Недавно приезжал мой товарищ-архитектор, живет в Америке уже четверть века и в Москву вернулся за это время впервые. Я бросился ему показывать (местами – с гордостью!), как всё изменилось, а он расстроился оттого, что почти ничего не узнаёт. И здесь ведь дело не в том, какая Москва лучше, правда?

Вы помните старые московские окна? Деревянная, когда-то белая, скорее всего, еще дореволюционная рама в трещинках и шелухе краски. Очень грязное стекло (мыли два раза в год, а чаще один – весной). Закрашенные этой же краской и потому застывшие намертво шпингалеты: хочешь открыть – постучи молотком. Между рамами лежит валик из ваты, можно украсить звездочками из фольги – Новый год. Эта красота лежала у всех зиму напролет – может, заодно для тепла? А изнутри и первая, и вторая рама – вернее, щели в них – заклеивались полосками бумаги на крахмальном клейстере. Оставалась только форточка – как люк в подводной лодке. Обычно она плохо закрывалась и из нее дуло. На широком подоконнике – банки: огурцы, варенье, лечо. На лечо – страшное заклинание: «Имам Баялды». Какие такие баялды? Подоконник – холодное место. За окном – Волхонка, звенит, дребезжа, трамвай (банки отзываются дрожью), курит, поеживаясь, у дверей старый парикмахер Абрамсон, меня водят к нему стричься – вам польку или полубокс? Пятнадцать копеек, пожалуйста! На кухне идет большая стирка с кипячением, доносится запах пара и тряпок, переругиваются соседки. В радиотрансляции – «Театр у микрофона». «Кремлевские куранты».

Это было вчера.

А вот сейчас я очень спешу – дорога рассчитана до минуты, но накануне мы репетировали до поздней ночи, а потом еще пили портвейн под загадочным номером 33 и до умопомрачения спорили – сколько голосов звучит в битловской «When I Get Home»: три или четыре? Сережке Кавагоэ вечно мерещатся несуществующие голоса, и он страшный спорщик. В общем, поспать удалось часа два, и сейчас надо быстро перебежать Комсомольский проспект (ночью выпал снег, и машины уже превратили его в кашу цвета кофе с молоком), скатиться бегом по эскалатору метро «Фрунзенская», втиснуться в поезд (интервал между поездами полторы минуты. Интересно, как сейчас?), продремать двенадцать минут до «Дзержинской» (ты так плотно зажат гражданами, что упасть не получится, спи – не спи), теперь вверх по эскалатору (бегом!), сразу направо в «Детский мир» – через него короче, прямо насквозь, в это время в нем еще нет толпы, выскакиваешь, утыкаешься в двери ЦДРИ, налево, направо – и ты уже на улице Жданова, перебегаешь Кузнецкий Мост, еще сто метров – и вот слева за оградой твой родной Архитектурный, фасад с изразцами, немножко пряник. Интересно, когда знаешь, что все равно опоздал, – зачем бежишь? Никогда не мог себе этого объяснить.
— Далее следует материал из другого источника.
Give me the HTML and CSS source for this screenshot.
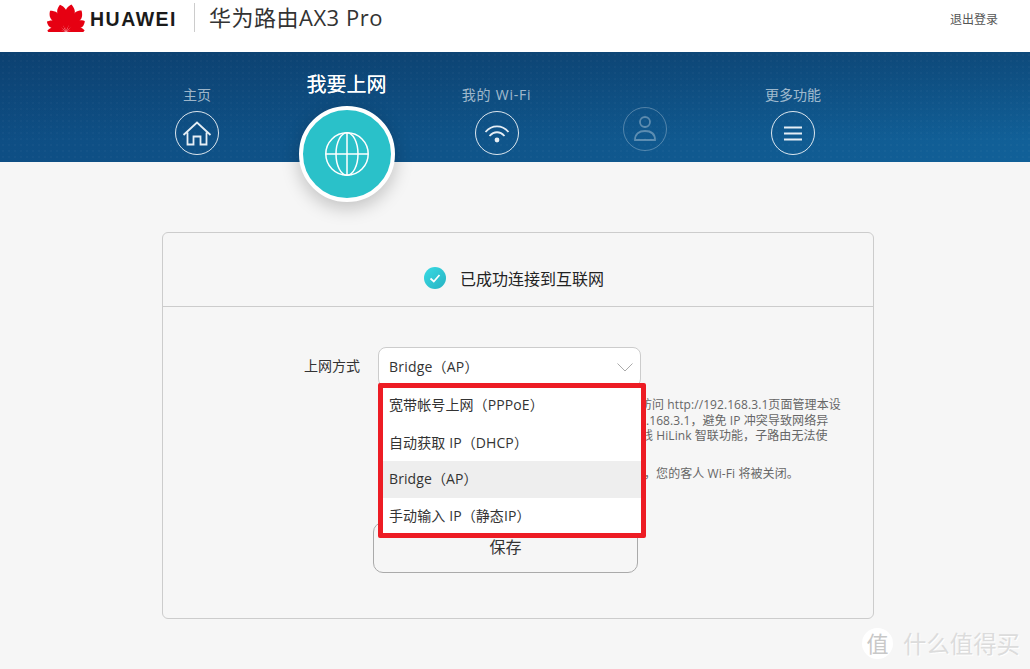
FILE: index.html
```html
<!DOCTYPE html>
<html lang="zh-CN">
<head>
<meta charset="utf-8">
<title>华为路由AX3 Pro</title>
<link rel="stylesheet" href="styles.css">
</head>
<body>
<header class="topbar">
  <div class="brand">
    <svg class="logo" viewBox="0 0 38 28" aria-hidden="true">
      <defs><path id="petal" d="M0 0 C-.8 -7 -5.6 -14 -4.6 -21 C-4.2 -24 -1.6 -26.6 -.3 -27.5 C1 -26.6 4 -24 4.6 -21 C5.6 -14 .8 -7 0 0Z"/></defs>
      <g fill="#e60012">
        <use href="#petal" transform="translate(19 27.5) rotate(-12)"/>
        <use href="#petal" transform="translate(19 27.5) rotate(12)"/>
        <use href="#petal" transform="translate(19 27.5) rotate(-37) scale(.95)"/>
        <use href="#petal" transform="translate(19 27.5) rotate(37) scale(.95)"/>
        <use href="#petal" transform="translate(19 27.5) rotate(-62) scale(.78)"/>
        <use href="#petal" transform="translate(19 27.5) rotate(62) scale(.78)"/>
        <use href="#petal" transform="translate(19 27.5) rotate(-87) scale(.68)"/>
        <use href="#petal" transform="translate(19 27.5) rotate(87) scale(.68)"/>
      </g>
    </svg>
    <span class="wordmark">HUAWEI</span>
    <span class="product">华为路由AX3 Pro</span>
  </div>
  <a class="logout">退出登录</a>
</header>

<nav class="tabs">
  <div class="tab">
    <span class="tab-label">主页</span>
    <span class="tab-ring">
      <svg viewBox="0 0 44 44"><path d="M8.5 24 L22 11.5 L35.5 24 M12.5 21.5 V33.5 H18.5 V25.5 H25.5 V33.5 H31.5 V21.5"/></svg>
    </span>
  </div>
  <div class="tab tab-active">
    <span class="tab-label">我要上网</span>
    <span class="tab-ring">
      <svg viewBox="0 0 44 44"><circle cx="22" cy="22" r="21.2"/><ellipse cx="22" cy="22" rx="11" ry="21.2"/><path d="M22 1 V43 M1 22 H43"/></svg>
    </span>
  </div>
  <div class="tab">
    <span class="tab-label tab-label-latin">我的 Wi-Fi</span>
    <span class="tab-ring">
      <svg viewBox="0 0 44 44"><path d="M10.5 21 C17 13.5 27 13.5 33.5 21 M14.5 25 C19 20 25 20 29.5 25"/><circle class="dot" cx="22" cy="29" r="2.4"/></svg>
    </span>
  </div>
  <div class="tab tab-disabled">
    <span class="tab-ring">
      <svg viewBox="0 0 44 44"><circle cx="22" cy="15" r="5"/><path d="M12 33 C12 27 16 24 22 24 C28 24 32 27 32 33 Z"/></svg>
    </span>
  </div>
  <div class="tab">
    <span class="tab-label">更多功能</span>
    <span class="tab-ring">
      <svg viewBox="0 0 44 44"><path class="bars" d="M13 16.5 H31 M13 22.5 H31 M13 28.5 H31"/></svg>
    </span>
  </div>
</nav>

<main class="page">
  <section class="card">
    <div class="status">
      <svg class="check" viewBox="0 0 22 22" aria-hidden="true">
        <defs><linearGradient id="chk" x1="0" y1="0" x2="1" y2="1"><stop offset="0" stop-color="#38dbe4"/><stop offset="1" stop-color="#27b2c2"/></linearGradient></defs>
        <circle cx="11" cy="11" r="11" fill="url(#chk)"/>
        <path d="M6.5 11.5 L9.8 14.5 L15.5 8" fill="none" stroke="#fff" stroke-width="1.7"/>
      </svg>
      <span class="status-text">已成功连接到互联网</span>
    </div>
    <div class="form">
      <div class="field">
        <span class="field-label">上网方式</span>
        <div class="select-wrap">
          <div class="select">
            <span>Bridge（AP）</span>
            <svg class="chevron" viewBox="0 0 16 9"><path d="M0.5 0.5 L8 8 L15.5 0.5"/></svg>
          </div>
          <ul class="menu">
            <li class="menu-first">宽带帐号上网（PPPoE）</li>
            <li>自动获取 IP（DHCP）</li>
            <li class="menu-current">Bridge（AP）</li>
            <li class="menu-last">手动输入 IP（静态IP）</li>
          </ul>
        </div>
      </div>
      <div class="notes">
        <p class="cut-a">访问 http://192.168.3.1页面管理本设</p>
        <p>.168.3.1，避免 IP 冲突导致网络异</p>
        <p class="cut-b">线 HiLink 智联功能，子路由无法使</p>
        <p class="notes-gap cut-c">，您的客人 Wi-Fi 将被关闭。</p>
      </div>
      <button class="save">保存</button>
    </div>
  </section>
</main>

<div class="watermark">
  <span class="wm-badge">值</span>
  <span class="wm-text">什么值得买</span>
</div>
</body>
</html>
```
FILE: styles.css
```css
* { box-sizing: border-box; }
html, body { margin: 0; padding: 0; }
body {
  width: 1030px;
  height: 669px;
  overflow: hidden;
  position: relative;
  background: #f6f6f6;
  color: #333;
  font-family: "Open Sans", "Noto Sans CJK SC", sans-serif;
}

/* top bar */
.topbar {
  height: 52px;
  background: #fff;
  display: flex;
  justify-content: space-between;
  padding: 0 32px 0 47px;
}
.brand { display: flex; align-items: flex-start; }
.logo { width: 38px; height: 28px; margin-top: 4px; display: block; }
.wordmark {
  margin-left: 5px;
  margin-top: 7px;
  font: 700 19.5px/24px "Liberation Sans", sans-serif;
  letter-spacing: 1.5px;
  color: #1a1a1a;
}
.product {
  margin-left: 17px;
  padding-left: 14px;
  height: 29px;
  margin-top: 3px;
  border-left: 1px solid #ccc;
  font-size: 22px;
  line-height: 28px;
  letter-spacing: .5px;
  color: #333;
}
.logout { font-size: 12px; line-height: 39px; color: #555; }

/* navigation band */
.tabs {
  height: 110px;
  padding-left: 122px;
  display: grid;
  grid-template-columns: 150px 149px 151px 146px 150px;
  justify-content: start;
  background-color: #0f4e82;
  background-image:
    radial-gradient(rgba(255,255,255,.022) 1px, transparent 1.2px),
    linear-gradient(180deg, rgba(11,52,94,.5) 0%, rgba(11,52,94,0) 80%),
    linear-gradient(100deg, #0e4e84 0%, #0f5388 40%, #116098 100%);
  background-size: 6px 6px, 100% 100%, 100% 100%;
}
.tab {
  display: flex;
  flex-direction: column;
  align-items: center;
  padding-top: 34px;
  gap: 7px;
}
.tab-label {
  font-size: 14px;
  line-height: 18px;
  color: rgba(255,255,255,.62);
  white-space: nowrap;
}
.tab-label-latin { letter-spacing: .75px; }
.tab-ring {
  width: 44px;
  height: 44px;
  flex: none;
  border: 1.5px solid rgba(255,255,255,.85);
  border-radius: 50%;
  display: flex;
  align-items: center;
  justify-content: center;
}
.tab-ring svg {
  width: 44px;
  height: 44px;
  flex: none;
  fill: none;
  stroke: #e6eef5;
  stroke-width: 1.8;
}
.tab-ring .dot { fill: #e6eef5; stroke: none; }
.tab-ring .bars { stroke-width: 2; }

.tab-active { padding-top: 21px; gap: 9px; }
.tab-active .tab-label {
  font-size: 20px;
  line-height: 24px;
  color: #fff;
  text-shadow: 0 0 .6px #fff;
}
.tab-active .tab-ring {
  width: 96px;
  height: 96px;
  background: #2ac1c9;
  border: 4px solid #fff;
  box-shadow: 0 6px 18px rgba(0,0,0,.22);
}
.tab-active .tab-ring svg { stroke: #fff; stroke-width: 1.5; }

.tab-disabled { padding-top: 55px; }
.tab-disabled .tab-ring { border-color: rgba(255,255,255,.28); }
.tab-disabled .tab-ring svg { stroke: rgba(255,255,255,.32); }

/* card */
.page { padding: 70px 156px 0 162px; }
.card {
  height: 387px;
  border: 1px solid #ccc;
  border-radius: 6px;
}
.status {
  height: 74px;
  border-bottom: 1px solid #ccc;
  padding: 34px 0 0 261px;
  display: flex;
  align-items: flex-start;
}
.check { width: 22px; height: 22px; display: block; }
.status-text {
  margin-left: 14px;
  font-size: 16px;
  line-height: 24px;
  color: #222;
}

/* form */
.form { padding: 40px 0 0 141px; }
.field { display: flex; align-items: flex-start; }
.field-label {
  width: 74px;
  font-size: 14px;
  line-height: 38px;
  color: #333;
}
.select-wrap { position: relative; }
.select {
  width: 263px;
  height: 40px;
  background: #fff;
  border: 1px solid #ccc;
  border-radius: 8px;
  padding: 0 7px 2px 10px;
  font-size: 14px;
  letter-spacing: .2px;
  color: #333;
  display: flex;
  justify-content: space-between;
  align-items: center;
}
.chevron { width: 16px; height: 9px; fill: none; stroke: #aaa; stroke-width: 1; margin-top: 3px; }

.menu {
  position: absolute;
  left: 0;
  top: 36px;
  width: 268px;
  height: 155px;
  margin: 0;
  padding: 0;
  list-style: none;
  background: #fff;
  border: 5px solid #ed1c24;
  border-radius: 2px;
  font-size: 14px;
  letter-spacing: .1px;
  color: #333;
  overflow: hidden;
}
.menu li { height: 37px; line-height: 37px; padding-left: 6px; white-space: nowrap; }
.menu .menu-first { height: 36px; line-height: 33px; }
.menu .menu-current, .menu .menu-last { line-height: 36px; }
.menu .menu-current { background: #eee; }

.notes {
  margin: 10px 0 0 342px;
  font-size: 12px;
  line-height: 15.5px;
  letter-spacing: .08px;
  color: #666;
  white-space: nowrap;
}
.notes p { margin: 0; }
.notes .cut-a { text-indent: -6px; }
.notes .cut-b { text-indent: -5px; }
.notes .cut-c { text-indent: -2px; }
.notes .notes-gap { margin-top: 22.5px; }

.save {
  display: block;
  width: 265px;
  height: 51px;
  margin: 40px 0 0 69px;
  padding: 0 0 2px;
  background: #f6f6f6;
  border: 1px solid #aaa;
  border-radius: 10px;
  font: inherit;
  font-size: 16px;
  color: #333;
}

/* watermark */
.watermark {
  position: absolute;
  left: 862px;
  top: 628px;
  display: flex;
  align-items: center;
  gap: 10px;
  color: #dcdcdc;
}
.wm-badge {
  width: 31px;
  height: 31px;
  border-radius: 50%;
  background: #fff;
  color: #c8c8c8;
  font-size: 22px;
  line-height: 30px;
  text-align: center;
}
.wm-text {
  font-size: 23.4px;
  line-height: 30px;
  white-space: nowrap;
  text-shadow: 1px 1px 0 #fff;
}
```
Прямо перед входом – круглый фонтанчик. Ни разу не видел, чтобы он работал. На фонтанчике сидят друзья – Игорь Орса, Оля Зачётова, Витя Штеллер. Они разумнее меня и никуда не спешат. Они курят. И я сразу успокаиваюсь. Мы не пойдем на лекцию, раз мы опоздали. Мы пойдем в «Полгоры». Для этого надо (теперь уже совершенно спокойно) выйти из ворот (напротив через дорогу – наша любимая пирожковая: как же долго она просуществовала! Она пережила Брежнева, Андропова, Черненко, Горбачева, Ельцина – со своими жуткими жареными пирожками из автомата и сладким липким кофе со сгущенкой из бака «Титан». Закрылась недавно), потом повернуть налево, пройти мимо церкви, где у нас расположена кафедра рисунка, теперь опять налево и круто вниз к Неглинке. Не помню название переулка, но ровно посреди него (отсюда и прозвание «Полгоры») на правой его стороне – наша конечная цель. Шесть ступенек вниз – как это называлось на самом деле? Кажется, «Столовая самообслуживания». Важно не название, а то, что в это время там всегда были места и почти всегда было пиво – «Жигулевское», 32 копейки бутылка. А потом пустую бутылку у тебя здесь же принимали за 12 копеек и – сколько оставалось добавить? А с учетом того, что на столе лежал бесплатный серый хлеб и тут же стояли соль, перец и горчица – праздник уже висел в воздухе. Из перечисленных пищевых компонентов делалось блюдо под названием «адский бутербродик», которого в силу остроты хватало на любое количество пива.